Direct ended being the only album issued through Artista in 1988, funny enough the same year as Software’s Digital-Dance, another adopted vapour album. Like that album, the cover seems to be dripping with a e s t h e t i c. Also like that album, its sound comes more from the emerging digital-based realm. But this album has more stylistic daring, dipping its toes into “cosmic pop”, “cosmic rock” and even a bit of the operatic. This was also a showcase of a custom MIDI-based setup where he could realise more quickly and effortlessly his own desire to create a complete and fully-realised work spontaneously. It was very much of its time in a lot of ways, but has also proven to work in other times too. Yet, with the cover and the sonic arrangement and the stylistic diversity, I can’t help but hear this as an underrated proto-vapour album.

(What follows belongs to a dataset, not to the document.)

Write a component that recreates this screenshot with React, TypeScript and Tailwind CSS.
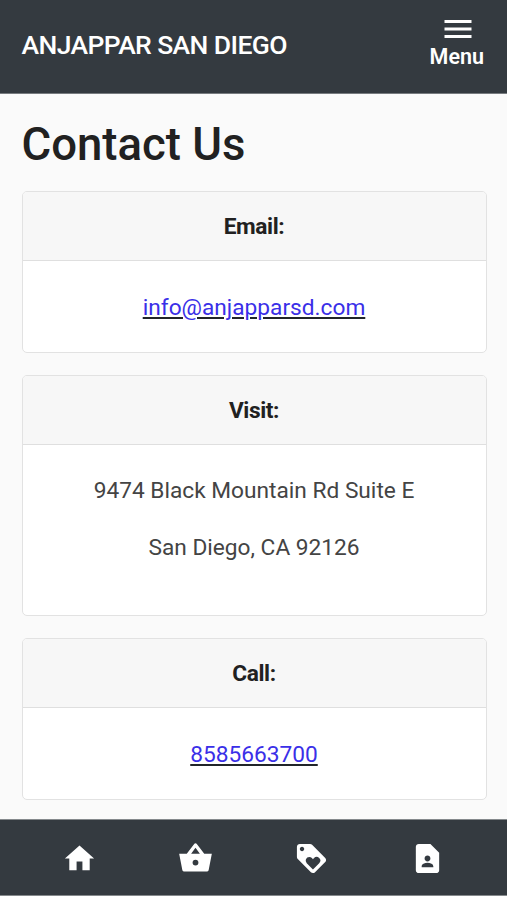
import type { ReactNode } from "react";
import {
  MdContactPage,
  MdHome,
  MdLoyalty,
  MdMenu,
} from "react-icons/md";

// Solid basket with square shoulders, used for the order tab.
function BasketIcon({ className }: { className?: string }) {
  return (
    <svg viewBox="0 0 24 24" fill="currentColor" className={className} aria-hidden="true">
      <path
        fillRule="evenodd"
        d="M.8 8.8H6L11.1 2a1.1 1.1 0 0 1 1.8 0L18 8.8h5.2L21 20.1a1 1 0 0 1-1 .8H4a1 1 0 0 1-1-.8ZM9 8.8h6L12 4.7ZM12 16.8a2 2 0 1 0 0-4 2 2 0 0 0 0 4Z"
      />
    </svg>
  );
}

const NAV_ITEMS = [
  { label: "Home", href: "#home", Icon: MdHome },
  { label: "Order", href: "#order", Icon: BasketIcon },
  { label: "Offers", href: "#offers", Icon: MdLoyalty },
  { label: "Contact", href: "#contact", Icon: MdContactPage },
];

function ContactCard({ title, children }: { title: string; children: ReactNode }) {
  return (
    <section className="overflow-hidden rounded-[5px] border border-[#e2e2e2] bg-white text-center">
      <h2 className="flex h-[69px] items-center justify-center border-b border-[#dfdfdf] bg-[#f7f7f7] pt-[2px] text-[22.7px] font-bold tracking-[-0.4px] text-[#212121]">
        {title}
      </h2>
      {children}
    </section>
  );
}

function ContactLink({ href, children }: { href: string; children: ReactNode }) {
  return (
    <p className="flex h-[91px] items-center justify-center pt-[3px] text-[22.7px]">
      <a
        href={href}
        className="text-[#3a2fe8] underline decoration-[#212529] decoration-2 underline-offset-2"
      >
        {children}
      </a>
    </p>
  );
}

export default function App() {
  return (
    <div className="flex h-[900px] flex-col bg-white font-[Roboto,sans-serif]">
      <header className="flex h-[94px] shrink-0 items-center justify-between border-b border-[#777b7f] bg-[#343a40] pr-[23px] pl-[21.5px] text-white">
        <span className="pb-[4px] text-[26.5px] font-medium tracking-[-0.6px]">
          ANJAPPAR SAN DIEGO
        </span>
        <button type="button" className="flex flex-col items-center pb-[12px]">
          <MdMenu className="ml-[2px] size-[36px]" />
          <span className="-mt-[4px] text-[21.5px] leading-[28px] font-semibold">Menu</span>
        </button>
      </header>

      <main className="flex-1 bg-[#fafafa] pt-[22px] pr-[20.5px] pl-[21.5px]">
        <h1 className="h-[75px] pt-px text-[45.5px] leading-[56px] font-medium text-[#212121]">
          Contact Us
        </h1>
        <div className="flex flex-col gap-[22px]">
          <ContactCard title="Email:">
            <ContactLink href="mailto:info@anjapparsd.com">info@anjapparsd.com</ContactLink>
          </ContactCard>
          <ContactCard title="Visit:">
            <div className="flex h-[170px] flex-col gap-[23px] pt-[29px] text-[22.7px] leading-[34px] text-[#444]">
              <p>9474 Black Mountain Rd Suite E</p>
              <p>San Diego, CA 92126</p>
            </div>
          </ContactCard>
          <ContactCard title="Call:">
            <ContactLink href="tel:8585663700">8585663700</ContactLink>
          </ContactCard>
        </div>
      </main>

      <nav className="mb-[4px] grid h-[77px] shrink-0 grid-cols-4 items-center border-y border-[#85898c] bg-[#343a40] pt-px pr-[21px] pl-[21px] text-white">
        {NAV_ITEMS.map(({ label, href, Icon }) => (
          <a key={label} href={href} aria-label={label} className="flex justify-center">
            <Icon className="size-[35px]" />
          </a>
        ))}
      </nav>
    </div>
  );
}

In 1990, he released his first album through Eastwest in Europe (through Atlantic in the United States) and it was The City. Whereas Direct was a bit nebulous and abstract in its concept (if there was one, apart from maybe showcasing the new aforementioned setup), this was very clear in what it was illustrating: a day in the life of a modern city (mostly European with some hints of the Asian). This also continues utilizing more of those digital-based synthesizers, which now dominated the electronic music sphere. But in the end, it does what I have always loved about his music: the ability to take you into another world. This is another album that reflects its time quite well but has also proven itself in other times too. And once again, this album seems to fit right at home with the vapour realm

Many artists affiliated with the vapour tag – by choice or by coincidence – could cite Vangelis as an influence in varying degrees from passing familiarity to deep impact. For myself, it was deep. But it started with sensing that he knew the power of music, particularly its ability to take you into another world. He had given me many keys of which I had used throughout my life. But he also, in his own way, told me that I could make my own. Because of this, I am forever grateful to him.

Memory eternal and many thanks … father.